▸ Your task
Tally how many lines hold the string "index". Your reply should be that number alone.

[Rows from a dataset of pages and code]
## Begin

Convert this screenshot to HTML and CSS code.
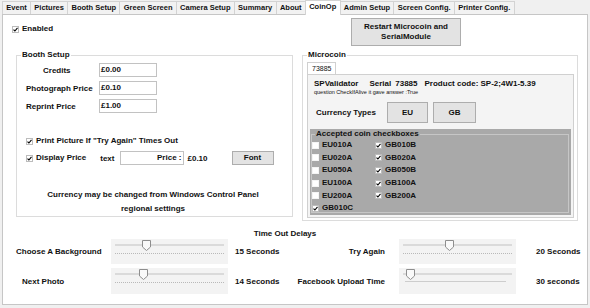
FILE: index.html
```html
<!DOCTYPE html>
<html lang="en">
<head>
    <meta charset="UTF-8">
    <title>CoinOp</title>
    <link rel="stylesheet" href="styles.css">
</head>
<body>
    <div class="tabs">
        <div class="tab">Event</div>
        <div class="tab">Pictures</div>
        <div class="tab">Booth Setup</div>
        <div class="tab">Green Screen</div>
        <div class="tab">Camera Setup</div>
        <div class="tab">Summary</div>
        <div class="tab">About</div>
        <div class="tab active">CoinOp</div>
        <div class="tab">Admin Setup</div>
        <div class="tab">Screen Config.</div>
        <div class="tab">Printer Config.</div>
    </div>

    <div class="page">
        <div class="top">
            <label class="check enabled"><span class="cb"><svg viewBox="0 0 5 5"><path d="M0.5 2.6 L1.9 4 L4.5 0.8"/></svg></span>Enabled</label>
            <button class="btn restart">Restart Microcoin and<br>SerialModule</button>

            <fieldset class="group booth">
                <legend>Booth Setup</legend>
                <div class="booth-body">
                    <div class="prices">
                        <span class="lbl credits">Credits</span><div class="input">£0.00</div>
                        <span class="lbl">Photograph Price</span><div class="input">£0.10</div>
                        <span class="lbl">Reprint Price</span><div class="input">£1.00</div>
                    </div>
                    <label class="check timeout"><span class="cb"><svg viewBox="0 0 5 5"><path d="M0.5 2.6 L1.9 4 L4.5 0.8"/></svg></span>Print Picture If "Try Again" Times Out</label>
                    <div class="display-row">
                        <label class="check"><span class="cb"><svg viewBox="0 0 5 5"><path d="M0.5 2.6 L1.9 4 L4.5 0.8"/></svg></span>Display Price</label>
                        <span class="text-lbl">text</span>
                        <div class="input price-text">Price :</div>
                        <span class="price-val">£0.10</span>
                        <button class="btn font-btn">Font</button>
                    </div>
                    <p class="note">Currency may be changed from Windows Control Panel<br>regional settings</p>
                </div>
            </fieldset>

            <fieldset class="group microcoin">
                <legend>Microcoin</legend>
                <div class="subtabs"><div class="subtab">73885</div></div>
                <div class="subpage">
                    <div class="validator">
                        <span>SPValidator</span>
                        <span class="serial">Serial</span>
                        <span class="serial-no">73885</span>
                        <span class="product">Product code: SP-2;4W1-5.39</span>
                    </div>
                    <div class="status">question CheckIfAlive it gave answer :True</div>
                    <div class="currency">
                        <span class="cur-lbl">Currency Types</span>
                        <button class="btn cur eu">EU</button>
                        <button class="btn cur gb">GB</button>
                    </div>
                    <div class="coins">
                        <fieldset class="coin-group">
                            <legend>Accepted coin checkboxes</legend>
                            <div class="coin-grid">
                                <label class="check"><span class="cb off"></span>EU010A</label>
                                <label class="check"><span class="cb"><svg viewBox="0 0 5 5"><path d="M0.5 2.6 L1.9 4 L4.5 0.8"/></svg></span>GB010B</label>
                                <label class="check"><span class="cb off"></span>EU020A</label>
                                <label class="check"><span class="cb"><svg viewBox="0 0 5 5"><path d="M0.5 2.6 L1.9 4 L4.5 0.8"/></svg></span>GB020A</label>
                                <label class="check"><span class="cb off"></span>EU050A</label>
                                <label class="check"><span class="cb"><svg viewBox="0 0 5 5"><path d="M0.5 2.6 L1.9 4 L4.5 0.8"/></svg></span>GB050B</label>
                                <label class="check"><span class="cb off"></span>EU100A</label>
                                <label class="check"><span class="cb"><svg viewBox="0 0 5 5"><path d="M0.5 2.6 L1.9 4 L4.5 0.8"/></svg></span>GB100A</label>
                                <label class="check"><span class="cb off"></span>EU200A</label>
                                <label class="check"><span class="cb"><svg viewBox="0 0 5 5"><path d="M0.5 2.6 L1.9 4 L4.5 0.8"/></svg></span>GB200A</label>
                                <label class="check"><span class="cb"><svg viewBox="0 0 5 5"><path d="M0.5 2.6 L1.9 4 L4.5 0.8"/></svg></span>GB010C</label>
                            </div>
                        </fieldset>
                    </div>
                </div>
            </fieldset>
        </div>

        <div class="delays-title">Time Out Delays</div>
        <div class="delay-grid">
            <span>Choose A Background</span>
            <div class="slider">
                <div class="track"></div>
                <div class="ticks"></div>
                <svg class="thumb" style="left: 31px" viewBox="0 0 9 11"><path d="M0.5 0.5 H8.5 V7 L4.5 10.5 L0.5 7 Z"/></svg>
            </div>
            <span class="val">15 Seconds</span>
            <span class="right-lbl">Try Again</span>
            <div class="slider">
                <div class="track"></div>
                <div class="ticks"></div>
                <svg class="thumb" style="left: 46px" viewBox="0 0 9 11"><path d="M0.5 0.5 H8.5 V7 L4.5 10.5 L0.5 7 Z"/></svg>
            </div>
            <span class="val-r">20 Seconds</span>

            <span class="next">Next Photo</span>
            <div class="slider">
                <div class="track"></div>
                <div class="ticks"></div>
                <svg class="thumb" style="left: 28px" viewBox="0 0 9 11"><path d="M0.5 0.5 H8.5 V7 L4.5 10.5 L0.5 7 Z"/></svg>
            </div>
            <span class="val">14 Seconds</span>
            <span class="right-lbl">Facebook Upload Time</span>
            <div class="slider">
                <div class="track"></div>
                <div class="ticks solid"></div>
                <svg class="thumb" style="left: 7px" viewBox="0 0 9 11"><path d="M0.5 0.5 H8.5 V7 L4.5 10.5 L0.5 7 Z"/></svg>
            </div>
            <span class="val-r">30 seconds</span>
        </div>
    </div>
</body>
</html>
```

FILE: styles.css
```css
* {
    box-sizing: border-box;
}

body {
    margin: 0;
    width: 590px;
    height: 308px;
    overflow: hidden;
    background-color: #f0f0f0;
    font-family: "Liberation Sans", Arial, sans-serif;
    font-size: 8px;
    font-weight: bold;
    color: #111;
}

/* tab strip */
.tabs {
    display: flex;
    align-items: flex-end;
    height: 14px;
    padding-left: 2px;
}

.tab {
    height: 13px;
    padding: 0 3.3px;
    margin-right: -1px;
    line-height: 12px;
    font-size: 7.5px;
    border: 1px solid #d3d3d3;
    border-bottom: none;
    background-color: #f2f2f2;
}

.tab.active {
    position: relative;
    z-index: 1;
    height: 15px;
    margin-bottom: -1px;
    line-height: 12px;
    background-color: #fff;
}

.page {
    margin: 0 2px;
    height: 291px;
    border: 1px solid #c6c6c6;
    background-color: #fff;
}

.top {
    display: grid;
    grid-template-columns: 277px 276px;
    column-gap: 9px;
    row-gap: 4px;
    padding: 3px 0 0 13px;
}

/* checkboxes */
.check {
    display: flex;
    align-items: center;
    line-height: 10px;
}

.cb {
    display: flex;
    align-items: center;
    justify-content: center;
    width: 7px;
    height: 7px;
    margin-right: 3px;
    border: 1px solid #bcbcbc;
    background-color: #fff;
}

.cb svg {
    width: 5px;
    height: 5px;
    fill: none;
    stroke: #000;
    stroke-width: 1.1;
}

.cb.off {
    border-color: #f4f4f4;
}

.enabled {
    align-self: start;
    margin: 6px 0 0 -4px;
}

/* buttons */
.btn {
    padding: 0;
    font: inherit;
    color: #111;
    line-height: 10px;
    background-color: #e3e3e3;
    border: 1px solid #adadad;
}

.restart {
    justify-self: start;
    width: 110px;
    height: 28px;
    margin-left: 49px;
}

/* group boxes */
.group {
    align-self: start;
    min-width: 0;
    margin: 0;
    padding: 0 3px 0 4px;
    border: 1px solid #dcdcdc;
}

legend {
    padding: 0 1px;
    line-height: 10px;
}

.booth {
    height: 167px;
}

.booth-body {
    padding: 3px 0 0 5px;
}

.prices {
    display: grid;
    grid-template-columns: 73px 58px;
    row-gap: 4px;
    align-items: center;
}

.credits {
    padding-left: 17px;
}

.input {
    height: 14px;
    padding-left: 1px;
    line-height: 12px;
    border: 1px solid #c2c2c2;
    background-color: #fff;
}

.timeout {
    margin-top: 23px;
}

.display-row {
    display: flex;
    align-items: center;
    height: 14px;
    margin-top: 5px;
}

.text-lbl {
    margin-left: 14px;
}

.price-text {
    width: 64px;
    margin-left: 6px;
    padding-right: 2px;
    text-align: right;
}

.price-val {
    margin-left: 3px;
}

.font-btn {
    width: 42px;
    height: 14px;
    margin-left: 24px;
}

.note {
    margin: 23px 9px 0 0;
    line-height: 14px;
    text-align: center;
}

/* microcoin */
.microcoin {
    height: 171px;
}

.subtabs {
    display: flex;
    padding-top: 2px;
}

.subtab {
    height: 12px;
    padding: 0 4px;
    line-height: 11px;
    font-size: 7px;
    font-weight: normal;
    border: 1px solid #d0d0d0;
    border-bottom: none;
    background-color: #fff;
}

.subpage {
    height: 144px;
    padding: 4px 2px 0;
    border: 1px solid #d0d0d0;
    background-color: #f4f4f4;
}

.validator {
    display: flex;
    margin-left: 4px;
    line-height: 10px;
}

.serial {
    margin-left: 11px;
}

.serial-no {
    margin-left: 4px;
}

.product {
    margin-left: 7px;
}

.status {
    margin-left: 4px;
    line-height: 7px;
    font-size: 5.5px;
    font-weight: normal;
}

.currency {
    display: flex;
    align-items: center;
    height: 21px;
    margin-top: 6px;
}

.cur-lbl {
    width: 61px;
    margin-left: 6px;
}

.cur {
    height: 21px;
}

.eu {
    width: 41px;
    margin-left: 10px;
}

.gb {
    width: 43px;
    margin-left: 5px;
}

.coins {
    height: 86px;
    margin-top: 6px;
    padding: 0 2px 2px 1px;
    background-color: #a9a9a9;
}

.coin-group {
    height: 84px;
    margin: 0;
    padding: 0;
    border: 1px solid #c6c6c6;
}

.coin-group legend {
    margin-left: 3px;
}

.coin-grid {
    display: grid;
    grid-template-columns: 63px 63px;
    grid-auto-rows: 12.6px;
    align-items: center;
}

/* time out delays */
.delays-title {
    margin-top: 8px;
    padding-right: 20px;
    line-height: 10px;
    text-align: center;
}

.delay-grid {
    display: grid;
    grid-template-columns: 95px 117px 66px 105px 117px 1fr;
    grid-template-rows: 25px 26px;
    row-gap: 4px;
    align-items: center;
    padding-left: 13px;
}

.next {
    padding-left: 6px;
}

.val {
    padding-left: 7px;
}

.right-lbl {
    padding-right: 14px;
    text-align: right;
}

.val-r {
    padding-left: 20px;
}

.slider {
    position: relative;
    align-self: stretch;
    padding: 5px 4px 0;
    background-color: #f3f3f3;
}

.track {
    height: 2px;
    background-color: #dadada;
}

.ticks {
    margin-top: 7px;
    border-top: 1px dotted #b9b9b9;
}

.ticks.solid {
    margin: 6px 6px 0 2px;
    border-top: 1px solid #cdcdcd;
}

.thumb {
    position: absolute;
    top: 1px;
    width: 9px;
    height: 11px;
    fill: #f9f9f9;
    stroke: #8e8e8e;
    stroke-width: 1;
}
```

## End
## Begin

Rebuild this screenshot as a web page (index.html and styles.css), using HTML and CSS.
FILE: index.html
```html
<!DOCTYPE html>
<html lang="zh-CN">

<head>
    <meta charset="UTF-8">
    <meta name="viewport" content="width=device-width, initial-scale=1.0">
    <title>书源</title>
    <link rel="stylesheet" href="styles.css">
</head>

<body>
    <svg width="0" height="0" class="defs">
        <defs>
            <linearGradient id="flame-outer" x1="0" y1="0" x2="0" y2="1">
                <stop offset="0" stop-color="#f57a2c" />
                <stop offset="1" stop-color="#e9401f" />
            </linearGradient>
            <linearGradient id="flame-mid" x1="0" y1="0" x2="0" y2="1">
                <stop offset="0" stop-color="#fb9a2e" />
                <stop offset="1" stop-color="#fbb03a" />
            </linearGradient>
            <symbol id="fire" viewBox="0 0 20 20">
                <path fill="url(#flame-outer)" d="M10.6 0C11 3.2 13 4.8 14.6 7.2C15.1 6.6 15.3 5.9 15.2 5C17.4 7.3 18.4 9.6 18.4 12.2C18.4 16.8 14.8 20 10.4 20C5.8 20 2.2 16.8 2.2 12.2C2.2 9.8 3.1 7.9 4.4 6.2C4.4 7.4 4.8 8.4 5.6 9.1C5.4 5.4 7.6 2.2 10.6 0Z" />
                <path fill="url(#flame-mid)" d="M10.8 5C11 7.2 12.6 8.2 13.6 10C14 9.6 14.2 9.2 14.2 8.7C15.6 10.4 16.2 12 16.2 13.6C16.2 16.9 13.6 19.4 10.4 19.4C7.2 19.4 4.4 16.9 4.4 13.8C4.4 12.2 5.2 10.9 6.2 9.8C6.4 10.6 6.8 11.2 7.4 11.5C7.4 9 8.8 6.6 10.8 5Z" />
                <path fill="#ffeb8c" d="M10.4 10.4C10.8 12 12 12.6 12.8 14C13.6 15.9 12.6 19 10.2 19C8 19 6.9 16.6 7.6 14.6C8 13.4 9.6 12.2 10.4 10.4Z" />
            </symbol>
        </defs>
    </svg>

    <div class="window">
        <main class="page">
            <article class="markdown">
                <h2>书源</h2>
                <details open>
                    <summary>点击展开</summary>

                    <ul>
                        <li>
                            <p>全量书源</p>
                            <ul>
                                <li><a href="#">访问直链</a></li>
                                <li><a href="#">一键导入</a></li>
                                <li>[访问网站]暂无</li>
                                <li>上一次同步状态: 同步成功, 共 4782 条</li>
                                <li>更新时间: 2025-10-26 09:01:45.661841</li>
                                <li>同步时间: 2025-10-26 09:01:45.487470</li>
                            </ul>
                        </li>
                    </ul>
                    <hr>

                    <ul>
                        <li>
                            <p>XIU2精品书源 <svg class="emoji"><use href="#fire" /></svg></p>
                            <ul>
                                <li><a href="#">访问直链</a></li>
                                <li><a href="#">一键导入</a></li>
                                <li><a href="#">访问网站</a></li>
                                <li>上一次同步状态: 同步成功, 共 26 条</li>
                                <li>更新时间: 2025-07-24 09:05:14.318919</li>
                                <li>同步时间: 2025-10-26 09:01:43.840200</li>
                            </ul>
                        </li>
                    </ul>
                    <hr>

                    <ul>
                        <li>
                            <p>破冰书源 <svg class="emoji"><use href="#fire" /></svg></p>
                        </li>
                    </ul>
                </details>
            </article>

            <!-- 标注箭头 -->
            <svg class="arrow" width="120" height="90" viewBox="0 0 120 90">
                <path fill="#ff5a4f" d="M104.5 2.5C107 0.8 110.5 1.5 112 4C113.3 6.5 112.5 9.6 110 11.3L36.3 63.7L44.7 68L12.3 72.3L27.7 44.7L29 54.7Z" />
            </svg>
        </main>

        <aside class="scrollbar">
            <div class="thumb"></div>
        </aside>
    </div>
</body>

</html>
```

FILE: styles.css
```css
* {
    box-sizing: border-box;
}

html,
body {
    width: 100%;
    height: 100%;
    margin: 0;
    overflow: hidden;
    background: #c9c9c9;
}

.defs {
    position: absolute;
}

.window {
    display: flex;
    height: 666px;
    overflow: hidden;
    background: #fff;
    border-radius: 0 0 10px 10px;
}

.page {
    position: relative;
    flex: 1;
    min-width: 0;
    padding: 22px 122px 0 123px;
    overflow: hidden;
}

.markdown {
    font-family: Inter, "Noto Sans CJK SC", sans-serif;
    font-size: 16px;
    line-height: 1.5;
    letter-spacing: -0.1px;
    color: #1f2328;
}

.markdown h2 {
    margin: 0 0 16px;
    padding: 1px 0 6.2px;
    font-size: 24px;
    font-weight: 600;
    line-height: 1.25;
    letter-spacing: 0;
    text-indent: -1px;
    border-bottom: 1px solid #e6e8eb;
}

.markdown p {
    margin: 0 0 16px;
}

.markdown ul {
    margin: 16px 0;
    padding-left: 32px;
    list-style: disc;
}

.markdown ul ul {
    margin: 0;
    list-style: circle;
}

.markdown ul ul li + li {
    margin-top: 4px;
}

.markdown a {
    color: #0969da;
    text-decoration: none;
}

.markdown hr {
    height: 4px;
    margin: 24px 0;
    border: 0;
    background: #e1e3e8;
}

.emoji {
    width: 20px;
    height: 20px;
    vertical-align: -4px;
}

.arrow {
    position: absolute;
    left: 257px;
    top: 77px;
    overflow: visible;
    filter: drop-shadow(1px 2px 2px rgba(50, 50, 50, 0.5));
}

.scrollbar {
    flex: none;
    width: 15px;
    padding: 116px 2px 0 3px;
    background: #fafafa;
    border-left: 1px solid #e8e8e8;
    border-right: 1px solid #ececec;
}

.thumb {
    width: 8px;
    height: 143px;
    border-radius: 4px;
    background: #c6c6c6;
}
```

## End

▸ Exercise answer
4